Task prompt
Find the lines holding "components" and copy them.

— Start Supplied data —

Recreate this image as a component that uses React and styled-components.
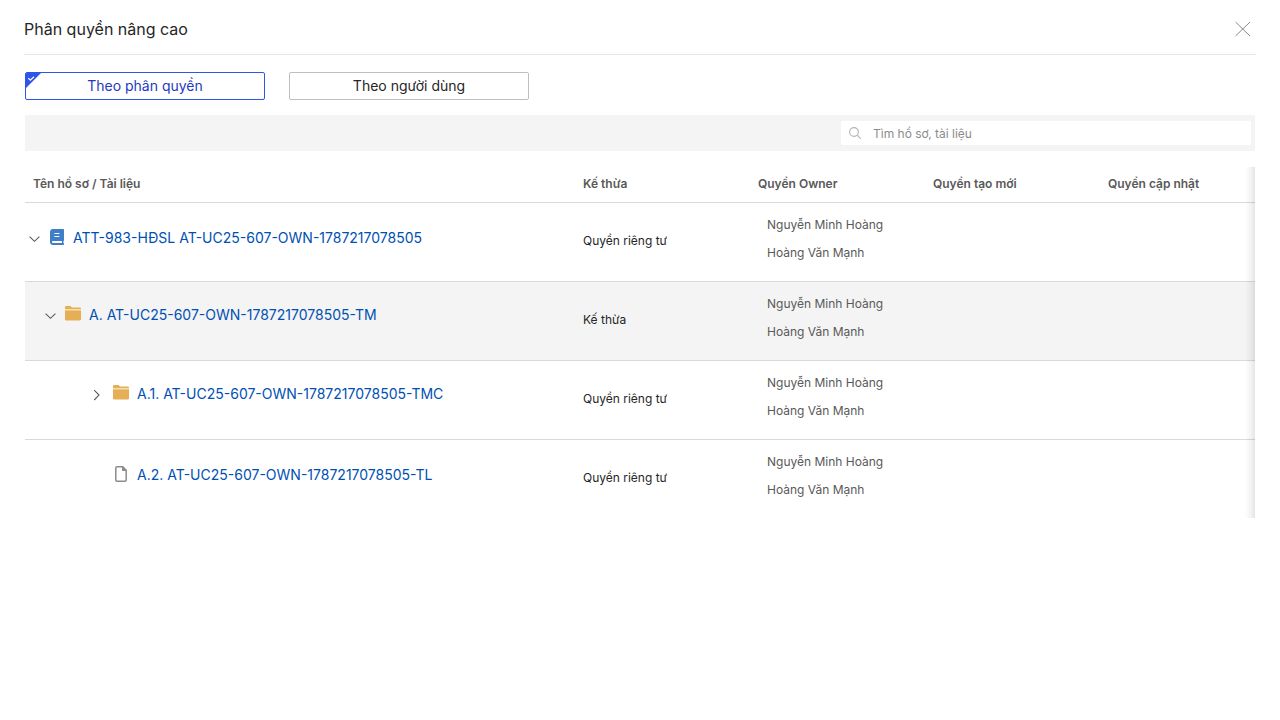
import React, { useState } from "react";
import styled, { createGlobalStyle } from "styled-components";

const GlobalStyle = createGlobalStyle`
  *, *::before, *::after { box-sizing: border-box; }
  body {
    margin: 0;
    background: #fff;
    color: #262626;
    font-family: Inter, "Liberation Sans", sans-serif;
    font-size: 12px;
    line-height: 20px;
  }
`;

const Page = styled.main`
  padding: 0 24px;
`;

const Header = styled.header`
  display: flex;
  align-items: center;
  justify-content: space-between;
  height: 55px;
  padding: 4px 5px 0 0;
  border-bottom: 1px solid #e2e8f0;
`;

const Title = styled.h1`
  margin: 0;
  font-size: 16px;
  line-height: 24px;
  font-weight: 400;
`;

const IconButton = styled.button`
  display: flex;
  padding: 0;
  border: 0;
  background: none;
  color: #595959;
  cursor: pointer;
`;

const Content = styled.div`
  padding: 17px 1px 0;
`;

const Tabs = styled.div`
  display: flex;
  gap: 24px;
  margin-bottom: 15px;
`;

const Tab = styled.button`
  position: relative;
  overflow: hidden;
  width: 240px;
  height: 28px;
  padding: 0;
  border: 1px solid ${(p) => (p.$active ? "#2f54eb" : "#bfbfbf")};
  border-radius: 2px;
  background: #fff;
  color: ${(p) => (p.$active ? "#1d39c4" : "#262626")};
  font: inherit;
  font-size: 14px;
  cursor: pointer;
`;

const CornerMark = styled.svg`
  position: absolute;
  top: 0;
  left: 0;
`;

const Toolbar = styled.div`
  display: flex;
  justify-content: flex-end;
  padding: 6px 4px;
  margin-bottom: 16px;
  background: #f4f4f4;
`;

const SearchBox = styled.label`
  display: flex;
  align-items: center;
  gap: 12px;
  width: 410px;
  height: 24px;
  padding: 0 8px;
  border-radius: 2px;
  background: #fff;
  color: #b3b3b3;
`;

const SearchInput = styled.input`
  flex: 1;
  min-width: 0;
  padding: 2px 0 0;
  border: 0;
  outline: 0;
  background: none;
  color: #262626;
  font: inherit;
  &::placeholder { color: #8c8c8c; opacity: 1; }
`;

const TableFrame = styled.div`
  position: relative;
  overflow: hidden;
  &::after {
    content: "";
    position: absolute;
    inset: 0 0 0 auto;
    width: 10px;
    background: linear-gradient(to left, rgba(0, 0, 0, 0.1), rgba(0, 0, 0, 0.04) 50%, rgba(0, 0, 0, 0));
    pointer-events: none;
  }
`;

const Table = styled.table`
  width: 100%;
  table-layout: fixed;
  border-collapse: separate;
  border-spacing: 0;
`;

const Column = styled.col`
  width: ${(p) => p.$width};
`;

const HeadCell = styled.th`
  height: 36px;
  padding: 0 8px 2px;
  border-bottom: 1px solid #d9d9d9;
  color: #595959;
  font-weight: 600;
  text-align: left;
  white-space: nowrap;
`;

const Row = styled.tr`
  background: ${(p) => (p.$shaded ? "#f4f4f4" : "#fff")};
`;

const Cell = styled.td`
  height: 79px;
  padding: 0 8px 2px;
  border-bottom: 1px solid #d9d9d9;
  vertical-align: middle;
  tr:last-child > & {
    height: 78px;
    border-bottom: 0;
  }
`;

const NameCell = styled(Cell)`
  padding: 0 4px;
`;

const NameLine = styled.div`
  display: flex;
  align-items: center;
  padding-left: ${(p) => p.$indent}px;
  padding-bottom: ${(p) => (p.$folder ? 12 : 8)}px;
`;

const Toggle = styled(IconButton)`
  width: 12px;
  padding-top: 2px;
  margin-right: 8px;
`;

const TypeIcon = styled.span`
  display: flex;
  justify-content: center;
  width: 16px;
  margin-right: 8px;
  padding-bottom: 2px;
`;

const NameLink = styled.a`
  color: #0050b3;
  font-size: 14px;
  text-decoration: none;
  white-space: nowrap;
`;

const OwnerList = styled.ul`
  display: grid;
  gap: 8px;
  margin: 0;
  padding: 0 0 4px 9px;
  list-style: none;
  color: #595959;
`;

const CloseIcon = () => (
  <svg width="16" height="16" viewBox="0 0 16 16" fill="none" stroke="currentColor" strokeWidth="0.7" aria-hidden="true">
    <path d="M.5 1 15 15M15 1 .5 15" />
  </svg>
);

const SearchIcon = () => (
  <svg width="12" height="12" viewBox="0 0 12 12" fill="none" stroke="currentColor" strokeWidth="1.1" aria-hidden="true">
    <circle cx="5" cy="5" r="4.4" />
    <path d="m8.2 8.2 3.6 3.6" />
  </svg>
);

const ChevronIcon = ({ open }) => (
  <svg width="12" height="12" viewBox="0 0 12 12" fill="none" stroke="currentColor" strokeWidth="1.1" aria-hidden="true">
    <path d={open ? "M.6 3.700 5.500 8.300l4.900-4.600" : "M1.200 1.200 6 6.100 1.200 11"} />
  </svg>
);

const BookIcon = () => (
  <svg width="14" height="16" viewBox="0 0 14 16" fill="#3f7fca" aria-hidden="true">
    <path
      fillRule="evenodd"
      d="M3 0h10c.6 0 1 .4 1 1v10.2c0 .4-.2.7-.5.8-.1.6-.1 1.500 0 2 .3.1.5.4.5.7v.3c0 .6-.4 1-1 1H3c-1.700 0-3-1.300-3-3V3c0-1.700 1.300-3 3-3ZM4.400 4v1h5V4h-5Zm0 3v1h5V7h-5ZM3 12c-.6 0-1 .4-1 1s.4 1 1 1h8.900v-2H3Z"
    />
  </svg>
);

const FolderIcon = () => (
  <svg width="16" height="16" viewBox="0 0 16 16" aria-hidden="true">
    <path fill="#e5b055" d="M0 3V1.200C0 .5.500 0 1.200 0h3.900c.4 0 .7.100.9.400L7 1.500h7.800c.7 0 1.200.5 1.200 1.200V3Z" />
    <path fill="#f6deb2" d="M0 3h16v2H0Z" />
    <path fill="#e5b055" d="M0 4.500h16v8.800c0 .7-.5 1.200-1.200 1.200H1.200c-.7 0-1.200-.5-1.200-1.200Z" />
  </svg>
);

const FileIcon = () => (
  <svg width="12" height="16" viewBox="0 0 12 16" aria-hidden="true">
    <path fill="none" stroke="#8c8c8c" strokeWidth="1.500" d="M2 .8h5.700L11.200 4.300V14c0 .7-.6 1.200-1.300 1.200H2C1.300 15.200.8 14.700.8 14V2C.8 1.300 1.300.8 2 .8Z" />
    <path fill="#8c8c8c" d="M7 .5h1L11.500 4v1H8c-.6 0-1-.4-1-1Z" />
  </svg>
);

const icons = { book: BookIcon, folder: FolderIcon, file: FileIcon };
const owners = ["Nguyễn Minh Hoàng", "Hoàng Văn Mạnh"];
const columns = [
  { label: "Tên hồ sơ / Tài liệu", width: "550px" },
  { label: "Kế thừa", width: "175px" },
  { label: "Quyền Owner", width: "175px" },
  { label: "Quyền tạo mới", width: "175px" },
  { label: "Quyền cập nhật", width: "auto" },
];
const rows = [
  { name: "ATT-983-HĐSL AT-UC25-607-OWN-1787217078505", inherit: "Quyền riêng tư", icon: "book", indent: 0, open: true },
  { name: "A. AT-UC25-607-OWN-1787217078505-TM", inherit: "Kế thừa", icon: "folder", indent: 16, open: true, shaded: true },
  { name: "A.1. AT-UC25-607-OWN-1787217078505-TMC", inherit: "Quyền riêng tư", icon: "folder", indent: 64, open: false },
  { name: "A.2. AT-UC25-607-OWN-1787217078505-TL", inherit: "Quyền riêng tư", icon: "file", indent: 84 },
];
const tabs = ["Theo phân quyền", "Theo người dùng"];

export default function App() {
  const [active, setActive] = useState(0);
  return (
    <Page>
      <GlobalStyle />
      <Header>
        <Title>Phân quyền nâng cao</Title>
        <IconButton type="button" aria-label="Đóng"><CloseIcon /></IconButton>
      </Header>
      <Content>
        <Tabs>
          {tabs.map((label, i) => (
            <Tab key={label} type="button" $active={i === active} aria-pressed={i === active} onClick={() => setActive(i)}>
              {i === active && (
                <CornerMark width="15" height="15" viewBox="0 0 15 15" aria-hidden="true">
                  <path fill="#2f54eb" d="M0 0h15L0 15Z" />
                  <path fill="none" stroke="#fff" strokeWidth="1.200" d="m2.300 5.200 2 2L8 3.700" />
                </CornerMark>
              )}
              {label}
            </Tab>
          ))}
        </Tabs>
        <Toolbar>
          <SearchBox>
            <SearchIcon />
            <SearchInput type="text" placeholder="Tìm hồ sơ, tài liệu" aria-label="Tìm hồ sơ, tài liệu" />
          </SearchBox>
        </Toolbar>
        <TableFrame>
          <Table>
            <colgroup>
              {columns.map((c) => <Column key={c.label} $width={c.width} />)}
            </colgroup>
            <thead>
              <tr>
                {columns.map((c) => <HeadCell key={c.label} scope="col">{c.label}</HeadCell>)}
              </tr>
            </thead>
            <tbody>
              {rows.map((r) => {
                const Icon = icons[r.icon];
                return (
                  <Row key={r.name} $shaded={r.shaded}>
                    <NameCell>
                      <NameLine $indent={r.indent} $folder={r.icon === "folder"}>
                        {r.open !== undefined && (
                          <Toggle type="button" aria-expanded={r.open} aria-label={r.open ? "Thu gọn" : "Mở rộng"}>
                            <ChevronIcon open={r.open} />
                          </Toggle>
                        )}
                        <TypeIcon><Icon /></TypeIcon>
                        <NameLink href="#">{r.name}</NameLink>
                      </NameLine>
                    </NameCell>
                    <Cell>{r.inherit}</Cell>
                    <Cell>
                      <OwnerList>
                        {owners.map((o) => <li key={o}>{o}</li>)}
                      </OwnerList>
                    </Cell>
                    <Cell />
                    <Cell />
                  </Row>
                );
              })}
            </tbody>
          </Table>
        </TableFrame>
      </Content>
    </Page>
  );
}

— End Supplied data —

Exercise output
Recreate this image as a component that uses React and styled-components.
import styled, { createGlobalStyle } from "styled-components";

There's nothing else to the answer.